TO DO: Your task is to transcribe all of the data below exactly, omitting the images.

** Begin DATA **

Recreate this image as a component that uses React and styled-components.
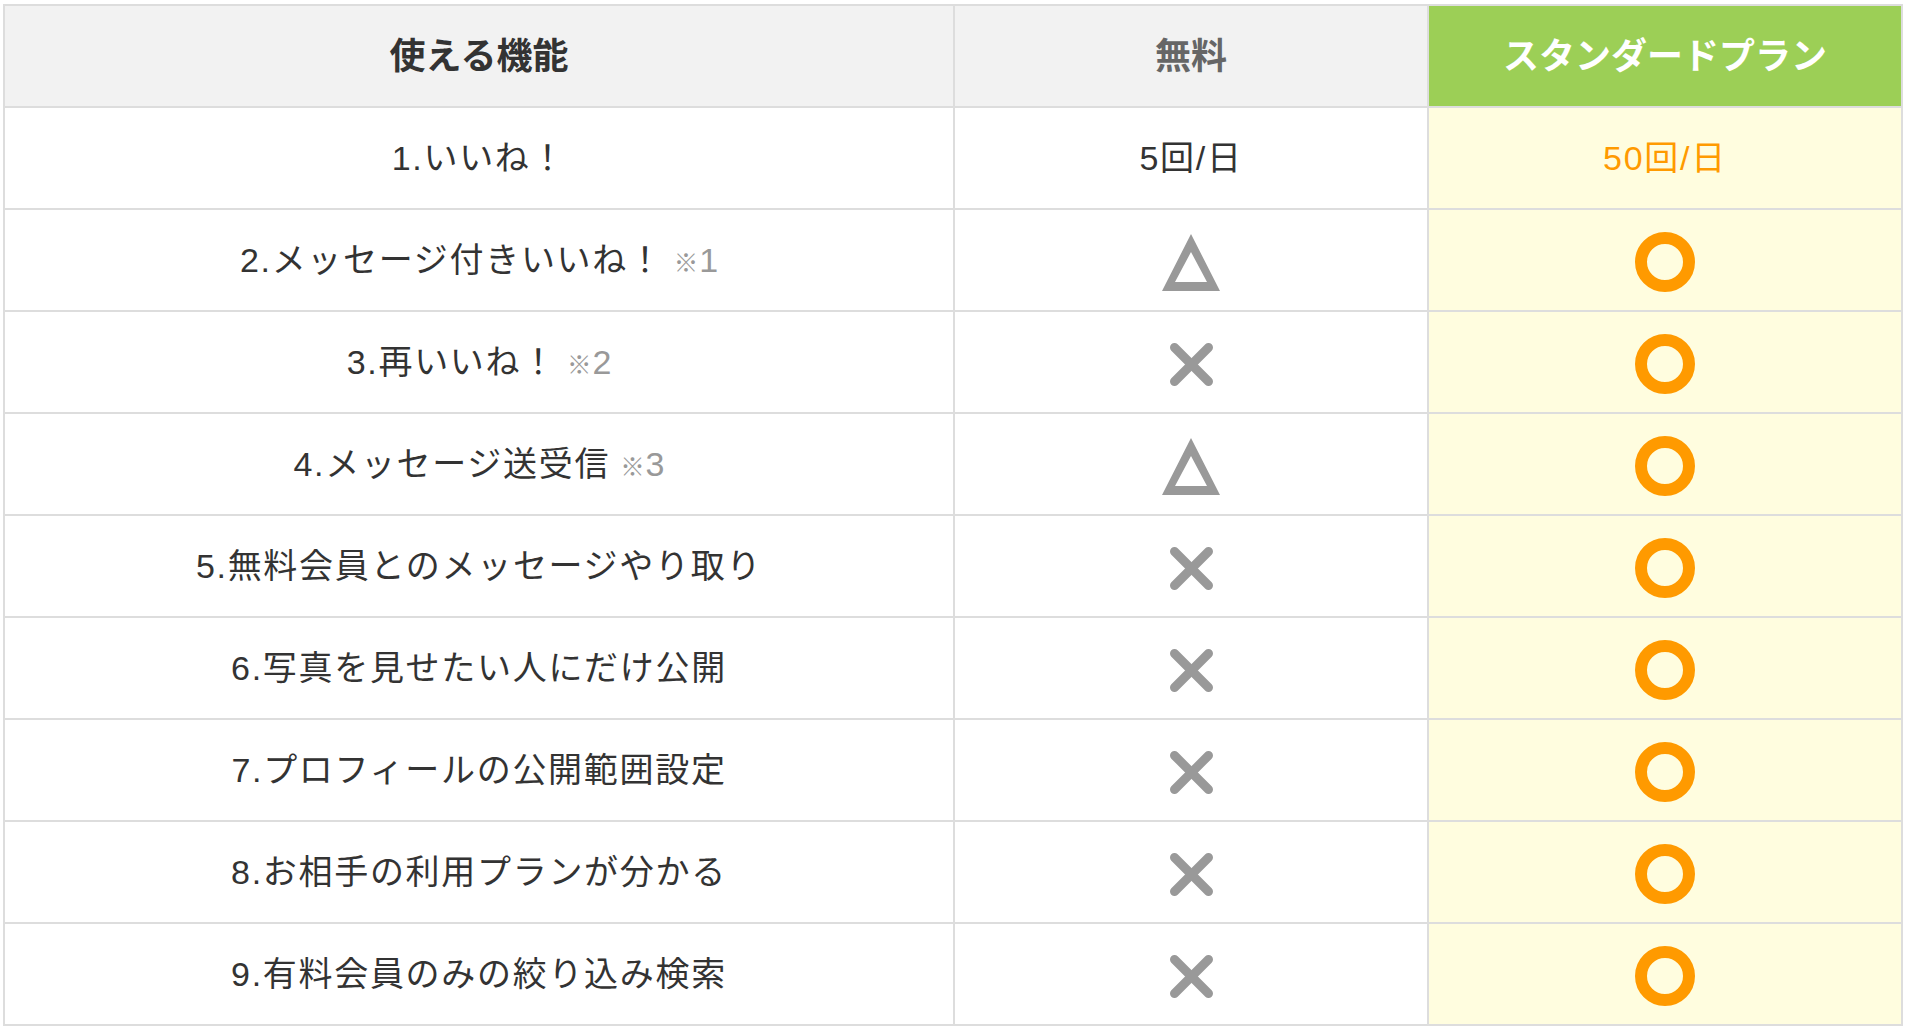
import React from "react";
import styled, { createGlobalStyle, css } from "styled-components";

const GlobalStyle = createGlobalStyle`
  html, body {
    margin: 0;
    padding: 0;
    background: #fff;
  }
  body {
    font-family: "Liberation Sans", "Noto Sans CJK JP", sans-serif;
    color: #333;
  }
`;

const Page = styled.div`
  padding: 4px 4px 0 3px;
`;

const Table = styled.table`
  width: 1900px;
  table-layout: fixed;
  border-collapse: separate;
  border-spacing: 0;
  border-top: 2px solid #ddd;
  border-left: 2px solid #ddd;
`;

const HeadCell = styled.th`
  box-sizing: border-box;
  height: 102px;
  padding: 0 0 6px;
  border-right: 2px solid #ddd;
  border-bottom: 2px solid #ddd;
  font-size: 36px;
  font-weight: bold;
  text-align: center;
  vertical-align: middle;
  background: #f2f2f2;
  color: #333;
  ${(p) =>
    p.muted &&
    css`
      color: #666;
    `}
  ${(p) =>
    p.premium &&
    css`
      background: #9ccf56;
      color: #fff;
    `}
`;

const Cell = styled.td`
  box-sizing: border-box;
  height: 102px;
  padding: 0 0 5px;
  border-right: 2px solid #ddd;
  border-bottom: 2px solid #ddd;
  font-size: 34px;
  letter-spacing: 1.7px;
  text-align: center;
  vertical-align: middle;
  color: #333;
  ${(p) =>
    p.premium &&
    css`
      background: #fffddf;
      color: #ff9a00;
    `}
`;

const Note = styled.span`
  color: #999;
  margin-left: 10px;
  letter-spacing: 0;
`;

const NoteMark = styled.span`
  font-size: 0.72em;
  font-weight: bold;
  margin-right: 1px;
`;

const Mark = styled.svg`
  display: block;
  margin: 9px auto 0;
`;

const Triangle = () => (
  <Mark width="58" height="57" viewBox="0 0 58 57">
    <path
      fill="#999"
      fillRule="evenodd"
      d="M29 0 L58 57 L0 57 Z M29 18 L13 48 L45 48 Z"
    />
  </Mark>
);

const Cross = () => (
  <Mark width="43" height="43" viewBox="0 0 43 43">
    <g stroke="#999" strokeWidth="9" strokeLinecap="round">
      <line x1="4.5" y1="4.5" x2="38.5" y2="38.5" />
      <line x1="38.5" y1="4.5" x2="4.5" y2="38.5" />
    </g>
  </Mark>
);

const Circle = () => (
  <Mark width="60" height="60" viewBox="0 0 60 60">
    <circle cx="30" cy="30" r="24" fill="none" stroke="#ff9a00" strokeWidth="12" />
  </Mark>
);

const rows = [
  { label: "1.いいね！", free: "5回/日", plan: "50回/日" },
  { label: "2.メッセージ付きいいね！", note: "1", free: "tri" },
  { label: "3.再いいね！", note: "2", free: "x" },
  { label: "4.メッセージ送受信", note: "3", free: "tri" },
  { label: "5.無料会員とのメッセージやり取り", free: "x" },
  { label: "6.写真を見せたい人にだけ公開", free: "x" },
  { label: "7.プロフィールの公開範囲設定", free: "x" },
  { label: "8.お相手の利用プランが分かる", free: "x" },
  { label: "9.有料会員のみの絞り込み検索", free: "x" },
];

const renderFree = (v) => {
  if (v === "tri") return <Triangle />;
  if (v === "x") return <Cross />;
  return v;
};

export default function App() {
  return (
    <Page>
      <GlobalStyle />
      <Table>
        <thead>
          <tr>
            <HeadCell style={{ width: 950 }}>使える機能</HeadCell>
            <HeadCell muted style={{ width: 474 }}>
              無料
            </HeadCell>
            <HeadCell premium style={{ width: 474 }}>
              スタンダードプラン
            </HeadCell>
          </tr>
        </thead>
        <tbody>
          {rows.map((r) => (
            <tr key={r.label}>
              <Cell>
                {r.label}
                {r.note && (
                  <Note>
                    <NoteMark>※</NoteMark>
                    {r.note}
                  </Note>
                )}
              </Cell>
              <Cell>{renderFree(r.free)}</Cell>
              <Cell premium>{r.plan ? r.plan : <Circle />}</Cell>
            </tr>
          ))}
        </tbody>
      </Table>
    </Page>
  );
}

** End DATA **

THE OUTPUT:
Recreate this image as a component that uses React and styled-components.
import React from "react";
import styled, { createGlobalStyle, css } from "styled-components";

const GlobalStyle = createGlobalStyle`
  html, body {
    margin: 0;
    padding: 0;
    background: #fff;
  }
  body {
    font-family: "Liberation Sans", "Noto Sans CJK JP", sans-serif;
    color: #333;
  }
`;

const Page = styled.div`
  padding: 4px 4px 0 3px;
`;

const Table = styled.table`
  width: 1900px;
  table-layout: fixed;
  border-collapse: separate;
  border-spacing: 0;
  border-top: 2px solid #ddd;
  border-left: 2px solid #ddd;
`;

const HeadCell = styled.th`
  box-sizing: border-box;
  height: 102px;
  padding: 0 0 6px;
  border-right: 2px solid #ddd;
  border-bottom: 2px solid #ddd;
  font-size: 36px;
  font-weight: bold;
  text-align: center;
  vertical-align: middle;
  background: #f2f2f2;
  color: #333;
  ${(p) =>
    p.muted &&
    css`
      color: #666;
    `}
  ${(p) =>
    p.premium &&
    css`
      background: #9ccf56;
      color: #fff;
    `}
`;

const Cell = styled.td`
  box-sizing: border-box;
  height: 102px;
  padding: 0 0 5px;
  border-right: 2px solid #ddd;
  border-bottom: 2px solid #ddd;
  font-size: 34px;
  letter-spacing: 1.7px;
  text-align: center;
  vertical-align: middle;
  color: #333;
  ${(p) =>
    p.premium &&
    css`
      background: #fffddf;
      color: #ff9a00;
    `}
`;

const Note = styled.span`
  color: #999;
  margin-left: 10px;
  letter-spacing: 0;
`;

const NoteMark = styled.span`
  font-size: 0.72em;
  font-weight: bold;
  margin-right: 1px;
`;

const Mark = styled.svg`
  display: block;
  margin: 9px auto 0;
`;

const Triangle = () => (
  <Mark width="58" height="57" viewBox="0 0 58 57">
    <path
      fill="#999"
      fillRule="evenodd"
      d="M29 0 L58 57 L0 57 Z M29 18 L13 48 L45 48 Z"
    />
  </Mark>
);

const Cross = () => (
  <Mark width="43" height="43" viewBox="0 0 43 43">
    <g stroke="#999" strokeWidth="9" strokeLinecap="round">
      <line x1="4.5" y1="4.5" x2="38.5" y2="38.5" />
      <line x1="38.5" y1="4.5" x2="4.5" y2="38.5" />
    </g>
  </Mark>
);

const Circle = () => (
  <Mark width="60" height="60" viewBox="0 0 60 60">
    <circle cx="30" cy="30" r="24" fill="none" stroke="#ff9a00" strokeWidth="12" />
  </Mark>
);

const rows = [
  { label: "1.いいね！", free: "5回/日", plan: "50回/日" },
  { label: "2.メッセージ付きいいね！", note: "1", free: "tri" },
  { label: "3.再いいね！", note: "2", free: "x" },
  { label: "4.メッセージ送受信", note: "3", free: "tri" },
  { label: "5.無料会員とのメッセージやり取り", free: "x" },
  { label: "6.写真を見せたい人にだけ公開", free: "x" },
  { label: "7.プロフィールの公開範囲設定", free: "x" },
  { label: "8.お相手の利用プランが分かる", free: "x" },
  { label: "9.有料会員のみの絞り込み検索", free: "x" },
];

const renderFree = (v) => {
  if (v === "tri") return <Triangle />;
  if (v === "x") return <Cross />;
  return v;
};

export default function App() {
  return (
    <Page>
      <GlobalStyle />
      <Table>
        <thead>
          <tr>
            <HeadCell style={{ width: 950 }}>使える機能</HeadCell>
            <HeadCell muted style={{ width: 474 }}>
              無料
            </HeadCell>
            <HeadCell premium style={{ width: 474 }}>
              スタンダードプラン
            </HeadCell>
          </tr>
        </thead>
        <tbody>
          {rows.map((r) => (
            <tr key={r.label}>
              <Cell>
                {r.label}
                {r.note && (
                  <Note>
                    <NoteMark>※</NoteMark>
                    {r.note}
                  </Note>
                )}
              </Cell>
              <Cell>{renderFree(r.free)}</Cell>
              <Cell premium>{r.plan ? r.plan : <Circle />}</Cell>
            </tr>
          ))}
        </tbody>
      </Table>
    </Page>
  );
}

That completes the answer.